Don’t worry. This isn’t going to be another one of those struggling with cancer stories.
50/50 has only been in theaters a week and by this weekend, it will likely be out of a lot of them. It’s already been pulled from most screens in many areas, and when tomorrow’s new releases open it’ll be playing on even fewer of them. Theaters can’t run it because no one’s showing up to see it. Despite a solid marketing campaign and the star power of Seth Rogen and Joseph Gordon-Levitt, the truth is that almost no one is buying tickets. 50/50’s box office numbers have been a disaster.
Critics have lavished the film with acclaim and rated it one of the best movies of the year. Audiences seem similarly enamored. The few smart enough to buy a ticket invariably come back praising it. But mostly, no one seems to want to see it. You can’t blame them really. This is a cancer movie, and nobody wants to see another movie about cancer.
But this isn’t that movie.
In 2003, after I showed up in her waiting room complaining of pain, my doctor found a lump in my right testicle. I’d never seen her move so fast. She told me to pull up my pants, and as I was still zipping, she grabbed me by the hand and dragged me down the hall. We started running, and because that was the most terrifying moment of my life up till then, I’ll never forget her lab coat flapping behind her as she ran in front of me, my palm held in an unrelenting death grip. It was as though she believed that if she let me go, she might never get me back again. We crashed through the door of her office and she said there was a urologist named Stroud down the hall, only since it was late on a Friday, he’d be gone any second. It was important that we hurry. She wanted him to look at me, right away. So we ran together through the building, hand in hand, past a blur of faces and break rooms and pale blue carpet to a door on the other end.
Because we hurried, maybe even because we ran, I would be fine. I was diagnosed with a rare and malignant form of testicular cancer but since it hadn’t spread very far yet, Dr. Stroud believed that if they rushed me into an operating room before it did, they might be able to get it all out of me with one simple surgery. When I woke up after the procedure, well-rested from anesthesia, they couldn’t be certain they got it. So I spent the next few months making weekly visits to my oncologist, where I’d undergo regular CT scans and blood tests, watching and waiting for any sign that my cancer had returned. It never did, but I spent day after day sitting in a doctor’s office with other people who hadn’t been as lucky, and wondering.
I’d sit there in my chair while the nurse pulled vial after vial of blood out of my arm, watching chemo patients lined up against the wall, evil and yet lifesaving chemicals streaming down IVs and into their arms. They looked like hell and I wondered, if it all went wrong, if my cancer came back and I had to sit in one of those chairs next to them, could I take it? Could I deal with it? Could I be one of them? I wasn’t sure. Until today that is. My cancer never did come back, but today I saw 50/50 and now I think that maybe, just maybe, if it had I could have.

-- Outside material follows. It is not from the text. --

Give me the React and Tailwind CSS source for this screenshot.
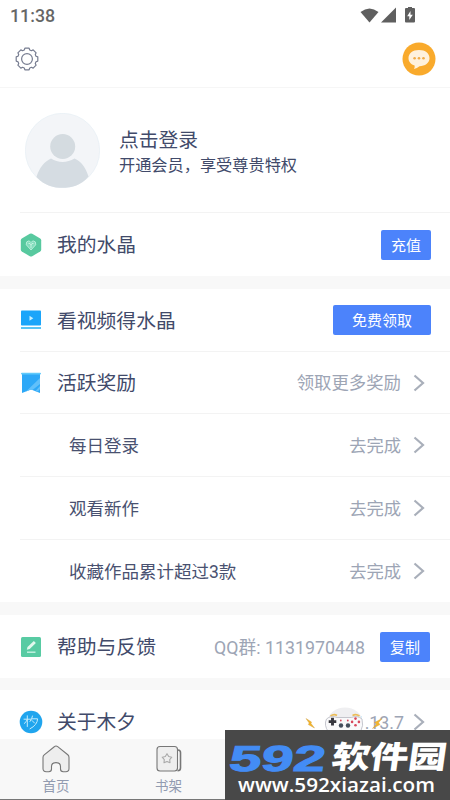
import React from 'react';

const Chevron = () => (
    <svg className="ml-[12px] h-[18px] w-[12px] shrink-0" viewBox="0 0 12 18" fill="none" stroke="#a9afba" strokeWidth="2.2">
        <path d="M1.5 1.5 L10 9 L1.5 16.5" />
    </svg>
);

// eight flat teeth around the gear
const gearPoints = [0, 45, 90, 135, 180, 225, 270, 315]
    .flatMap((a) => [[a - 17, 9.4], [a - 11, 11], [a + 11, 11], [a + 17, 9.4]])
    .map(([deg, r]) => {
        const t = (deg * Math.PI) / 180;
        return `${(12 + r * Math.sin(t)).toFixed(2)},${(12 - r * Math.cos(t)).toFixed(2)}`;
    })
    .join(' ');

const GearIcon = () => (
    <svg className="h-6 w-6" viewBox="0 0 24 24" fill="none" stroke="#767c90" strokeWidth="1.2" strokeLinejoin="round">
        <polygon points={gearPoints} />
        <circle cx="12" cy="12" r="5.4" />
    </svg>
);

const StatusIcons = () => (
    <svg className="h-[18px] w-[58px]" viewBox="0 0 58 18" fill="#5f5f5f">
        <path d="M0.5 5 Q9.5 -2 18.5 5 L9.5 15.5 Z" />
        <path d="M36 0.5 V15.5 H21 Z" />
        <path d="M48 1 V0 H52 V1 H54 Q55 1 55 2 V14.5 Q55 15.5 54 15.5 H46 Q45 15.5 45 14.5 V2 Q45 1 46 1 Z" />
        <path d="M50.5 4 L47.2 9.3 H49.3 V13 L52.8 7.8 H50.5 Z" fill="#fff" />
    </svg>
);

const ChatIcon = () => (
    <svg className="h-[34px] w-[34px]" viewBox="0 0 34 34">
        <circle cx="17" cy="17" r="16.5" fill="#f9aa2c" />
        <path d="M17 8 C23.5 8 27.5 11.5 27.5 16.2 C27.5 21 23 24 17.5 24.2 Q15 26.5 12 27 Q13 25.2 12.6 23.5 C9 22.3 6.5 19.7 6.5 16.2 C6.5 11.5 10.5 8 17 8 Z" fill="#fff1dc" />
        <g fill="#f2ab48">
            <circle cx="12.6" cy="16.3" r="1.3" />
            <circle cx="17" cy="16.3" r="1.3" />
            <circle cx="21.5" cy="16.3" r="1.3" />
        </g>
    </svg>
);

const Avatar = () => (
    <svg className="h-[75px] w-[75px]" viewBox="0 0 75 75">
        <circle cx="37.5" cy="37.5" r="37.2" fill="#f3f5f8" stroke="#e3edf4" strokeWidth="0.6" />
        <circle cx="37.7" cy="33.5" r="12.5" fill="#d4dbe0" />
        <path d="M11.5 64 C14 55 20 48 26 45.5 C33 50 42 50 49.5 45.5 C56 48 61 55 63.5 63.5 C55.5 73 46 74.8 37.5 74.8 C29 74.8 19.5 73 11.5 64 Z" fill="#d5dce2" />
    </svg>
);

const CrystalIcon = () => (
    <svg className="h-6 w-[22px]" viewBox="0 0 22 24">
        <path d="M9.8 0.8 Q11 0.2 12.2 0.8 L20.2 5.4 Q21.2 6 21.2 7.2 V16.8 Q21.2 18 20.2 18.6 L12.2 23.2 Q11 23.8 9.8 23.2 L1.8 18.6 Q0.8 18 0.8 16.8 V7.2 Q0.8 6 1.8 5.4 Z" fill="#58c99f" />
        <path d="M11 17 L6.3 11.8 Q5.8 8.3 8.3 8 Q10 7.8 11 9.5 Q12 7.8 13.7 8 Q16.2 8.3 15.7 11.8 Z" fill="#83dcbc" stroke="#c0f0df" strokeWidth="0.9" />
        <path d="M8.5 10.5 H10 L11 12 L12 10.5 H13.5 M11 12 V15" fill="none" stroke="#d5f7e9" strokeWidth="0.8" />
    </svg>
);

const VideoIcon = () => (
    <svg className="h-[20px] w-[22px]" viewBox="0 0 22 20">
        <rect x="1" y="0.5" width="20" height="15" rx="0.8" fill="#1ba5fa" />
        <path d="M9.5 5.7 L13.3 8.2 L9.5 10.7 Z" fill="#c6efff" />
        <rect x="1" y="17" width="20" height="2" fill="#59c4f5" />
    </svg>
);

const BannerIcon = () => (
    <svg className="h-[22px] w-[22px]" viewBox="0 0 22 22">
        <path d="M2 1 H20 V21 L11 17.5 L2 21 Z" fill="#2da8f7" />
        <path d="M20 6 V12 L12.5 18 L11 17.5 L6 19.4 Z M20 14 V17 L18 19.5 L15.5 19 Z" fill="#61c0fa" />
        <rect x="1" y="0.7" width="20" height="1.8" rx="0.9" fill="#60c9fb" />
    </svg>
);

const EditIcon = () => (
    <svg className="h-[22px] w-[22px]" viewBox="0 0 22 22">
        <rect x="1" y="1" width="20" height="20" rx="1.5" fill="#58cba3" />
        <path d="M6.8 13.8 L7.5 11 L13.8 4.9 L15.9 7 L9.7 13.1 Z" fill="#e1f8ed" />
        <path d="M7 16.2 H15.5" stroke="#c8f3e2" strokeWidth="1.4" />
    </svg>
);

const AboutIcon = () => (
    <svg className="h-[24px] w-[24px] shrink-0" viewBox="0 0 24 24">
        <circle cx="12" cy="12" r="11.3" fill="#20a5ee" />
        <path d="M5 9.2 H11.6 M8.3 5.8 V16.5 M8.3 9.5 Q7.5 12 5.3 13.5 M13.5 6 Q13 9 11 11.5 M13 8.8 H18.6 Q18.4 15 11 18.8 M13 10.5 L15.5 13" fill="none" stroke="#c3ecfc" strokeWidth="1" strokeLinecap="round" />
    </svg>
);

const HomeIcon = () => (
    <svg className="h-[28px] w-[28px]" viewBox="0 0 28 28" fill="#eee" stroke="#777" strokeWidth="1.1" strokeLinejoin="round">
        <path d="M12.3 1.7 Q14 0.3 15.7 1.7 L25.8 9.8 Q27 10.8 27 12.5 V23.5 Q27 26.7 23.8 26.7 H21.3 Q18.5 26.7 18.5 24 V21.5 Q18.5 17.6 14 17.6 Q9.5 17.6 9.5 21.5 V24 Q9.5 26.7 6.7 26.7 H4.2 Q1 26.7 1 23.5 V12.5 Q1 10.8 2.2 9.8 Z" />
    </svg>
);

const ShelfIcon = () => (
    <svg className="h-[28px] w-[28px]" viewBox="0 0 28 28" fill="none" stroke="#777" strokeWidth="1.1" strokeLinejoin="round">
        <path d="M23 5 Q25.5 5.2 25.5 7.5 V23 Q25.5 25.8 22.5 25.8" strokeWidth="1.6" />
        <rect x="2" y="1.5" width="20.5" height="24.5" rx="3" fill="#eee" />
        <path d="M12 8.7 L13.7 11.5 L16.8 12.2 L14.7 14.6 L15 17.8 L12 16.6 L9 17.8 L9.3 14.6 L7.2 12.2 L10.3 11.5 Z" stroke="#a9a9a9" />
    </svg>
);

const Gamepad = () => (
    <svg className="absolute left-[305px] top-[706px] h-[28px] w-[80px]" viewBox="0 0 80 28">
        <ellipse cx="40" cy="15" rx="17" ry="13.5" fill="#efeff1" />
        <path d="M25.500 10 Q29 7.500 32 9.500 M47.500 9.500 Q51 7.500 54.500 10" fill="none" stroke="#ebbd58" strokeWidth="1.6" />
        <path d="M21.500 13 Q26 9 32 11.500 H46.500 Q52 9 57 13 Q59 19 55.500 26 H23.500 Q18.500 19 21.500 13 Z" fill="#f9f9fa" stroke="#b7b9c2" strokeWidth="0.8" />
        <path d="M27.500 11.800 V19.400 M23.700 15.600 H31.300" stroke="#36363d" strokeWidth="2.900" />
        <g fill="#d8485c">
            <circle cx="35.800" cy="14.500" r="0.900" />
            <circle cx="42.800" cy="14.500" r="0.900" />
            <circle cx="50.500" cy="12.600" r="1.300" />
            <circle cx="53.900" cy="15.900" r="1.300" />
            <circle cx="50.500" cy="19.200" r="1.300" />
            <circle cx="47.100" cy="15.900" r="1.300" />
        </g>
        <circle cx="36" cy="19.500" r="2.200" fill="#454e5c" />
        <circle cx="43" cy="19.500" r="2.200" fill="#454e5c" />
        <path d="M1 12.500 L6.500 16 L6 17.500 L9.500 22 L3.300 18.500 L4.200 17 Z" fill="#f5b52a" stroke="#c99a3a" strokeWidth="0.4" />
        <path d="M77 12.500 L69.500 16.500 L71.500 18 L67.500 22.500 L75 18.500 L73.500 16.800 Z" fill="#f5b52a" stroke="#c99a3a" strokeWidth="0.4" />
    </svg>
);

const Row = ({ icon, title, height = 'h-[63px]', children }) => (
    <div className={`flex items-center pl-5 pr-[19px] ${height}`}>
        <div className="flex w-[22px] shrink-0 justify-center">{icon}</div>
        <div className="ml-[15px] flex-1 pt-[3px] text-[19.8px] text-[#414a6a]">{title}</div>
        {children}
    </div>
);

const SubRow = ({ title }) => (
    <div className="ml-5 flex h-[63px] items-center border-t border-[#f3f3f3] pl-[49px] pr-[25px]">
        <div className="flex-1 pt-[3px] text-[17.5px] text-[#495170]">{title}</div>
        <div className="pt-[3px] text-[17.3px] text-[#9da5b5]">去完成</div>
        <Chevron />
    </div>
);

const Button = ({ className, children }) => (
    <button className={`h-[30px] shrink-0 rounded-[2px] bg-[#4c83fb] pt-[3px] text-[15px] text-white ${className}`}>
        {children}
    </button>
);

const tasks = ['每日登录', '观看新作', '收藏作品累计超过3款'];

const App = () => {
    return (
        <div className="relative h-[800px] w-[450px] overflow-hidden bg-[#f8f8f8] font-['Roboto','Noto_Sans_CJK_SC',sans-serif] leading-none">
            <header className="h-[88px] border-b border-[#f6f6f6] bg-white">
                <div className="flex h-8 items-center justify-between pl-[10px] pr-[32px]">
                    <span className="text-[17.8px] font-medium text-[#666]">11:38</span>
                    <StatusIcons />
                </div>
                <div className="flex h-[54px] items-center justify-between pl-[15px] pr-[14px]">
                    <GearIcon />
                    <ChatIcon />
                </div>
            </header>

            <section className="bg-white">
                <div className="flex h-[124px] items-center pl-[25px]">
                    <Avatar />
                    <div className="ml-[19px] pt-1 text-[#414a6a]">
                        <div className="text-[19.8px] leading-[26px]">点击登录</div>
                        <div className="text-[16.2px] leading-[23px]">开通会员，享受尊贵特权</div>
                    </div>
                </div>
                <div className="ml-5 border-t border-[#f3f3f3]" />
                <Row icon={<CrystalIcon />} title="我的水晶">
                    <Button className="w-[50px]">充值</Button>
                </Row>
            </section>

            <section className="mt-[13px] bg-white">
                <Row icon={<VideoIcon />} title="看视频得水晶" height="h-[62px]">
                    <Button className="w-[98px]">免费领取</Button>
                </Row>
                <div className="ml-5 border-t border-[#f3f3f3]" />
                <Row icon={<BannerIcon />} title="活跃奖励" height="h-[61px]">
                    <div className="pt-[3px] text-[17.4px] text-[#9da5b5]">领取更多奖励</div>
                    <div className="mr-[6px] flex"><Chevron /></div>
                </Row>
                {tasks.map((task) => (
                    <SubRow key={task} title={task} />
                ))}
            </section>

            <section className="mt-[13px] bg-white">
                <Row icon={<EditIcon />} title="帮助与反馈">
                    <div className="mr-[15px] pt-[2px] text-[17.8px] text-[#9da5b5]">QQ群: 1131970448</div>
                    <Button className="mr-px w-[50px]">复制</Button>
                </Row>
            </section>

            <section className="mt-[12px] bg-white">
                <Row icon={<AboutIcon />} title="关于木夕">
                    <div className="pt-[3px] text-[17.8px] text-[#9da5b5]">1.13.7</div>
                    <div className="-ml-[3px] mr-[6px] flex"><Chevron /></div>
                </Row>
            </section>

            <nav className="absolute bottom-0 left-0 flex h-[61px] w-full border-b border-[#777] bg-[#f8f8f8] text-[13.5px] text-[#929bb0]">
                <div className="flex w-[112px] flex-col items-center pt-[6px]">
                    <HomeIcon />
                    <span className="mt-[7px]">首页</span>
                </div>
                <div className="flex w-[113px] flex-col items-center pt-[6px]">
                    <ShelfIcon />
                    <span className="mt-[7px]">书架</span>
                </div>
            </nav>

            <Gamepad />

            <div className="absolute left-[225px] top-[730px] h-[70px] w-[225px] overflow-hidden bg-[#484848]">
                <svg className="h-full w-full" viewBox="0 0 225 70">
                    <g transform="translate(3 41) skewX(-8)">
                        <text x="0" y="-0.5" textLength="96" lengthAdjust="spacingAndGlyphs" fontFamily="Liberation Sans" fontWeight="700" fontSize="36" fill="#438cf5" stroke="#438cf5" strokeWidth="1">592</text>
                        <text x="102" y="-3" textLength="115" lengthAdjust="spacingAndGlyphs" fontFamily="Noto Sans CJK SC" fontWeight="900" fontSize="31" fill="#fff">软件园</text>
                    </g>
                    <text x="13" y="62" textLength="197" lengthAdjust="spacingAndGlyphs" fontFamily="Open Sans" fontWeight="600" fontSize="20" fill="#fff">www.592xiazai.com</text>
                </svg>
            </div>
        </div>
    );
};

export default App;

Audiences are staying away from 50/50 because they don’t want to put up with another depressing tale about a guy getting sick and suffering. It’s been done and it’s never any fun. Except, 50/50 isn’t that movie. You walk away from a cancer movie angry at the disease, maybe motivated to donate to charity or participate in a walk-a-thon. You go home and hug your loved ones, thank god that they haven’t been struck down by it, and fear the day when the things you saw on screen might happen to you. That won’t happen with 50/50. Instead you’ll walk out of 50/50 feeling stronger.
50/50 is absolutely accurate in its depiction of a young man dealing with a devastating illness. It nails every detail, but it’s not about the details. It’s not about the suffering. It’s about someone dealing with that suffering, about someone living with it, taking it on, but dealing with it in a way that lets him continue to lead a life. Whether or not he’s supported by everyone around him, whether or not he’s getting any better, somehow Joseph Gordon-Levitt’s character keeps getting stronger. And if you go on this journey, you’ll get stronger with him.
Unlike any other kind of cancer movie you’ve ever sat through, you’ll walk out of 50/50 less afraid of the disease than you were when you came in. Not because the film makes it seem any less horrible than it is, in fact I’d say it’s better at dealing with the realities of cancer than almost any other movie in recent memory, but because 50/50 makes it clear that no matter how bad the cancer is, you can be stronger. You can deal. It doesn’t matter if it wins, you’ll always be the victor. And if you see 50/50, after one-hundred minutes of humor and emotion and maybe even a few tears, you’ll walk out a stronger person than you were when you went in.
50/50’s chances of survival past this weekend are less than 50%. Don’t miss it. This is the best movie of the year. See it before it’s gone.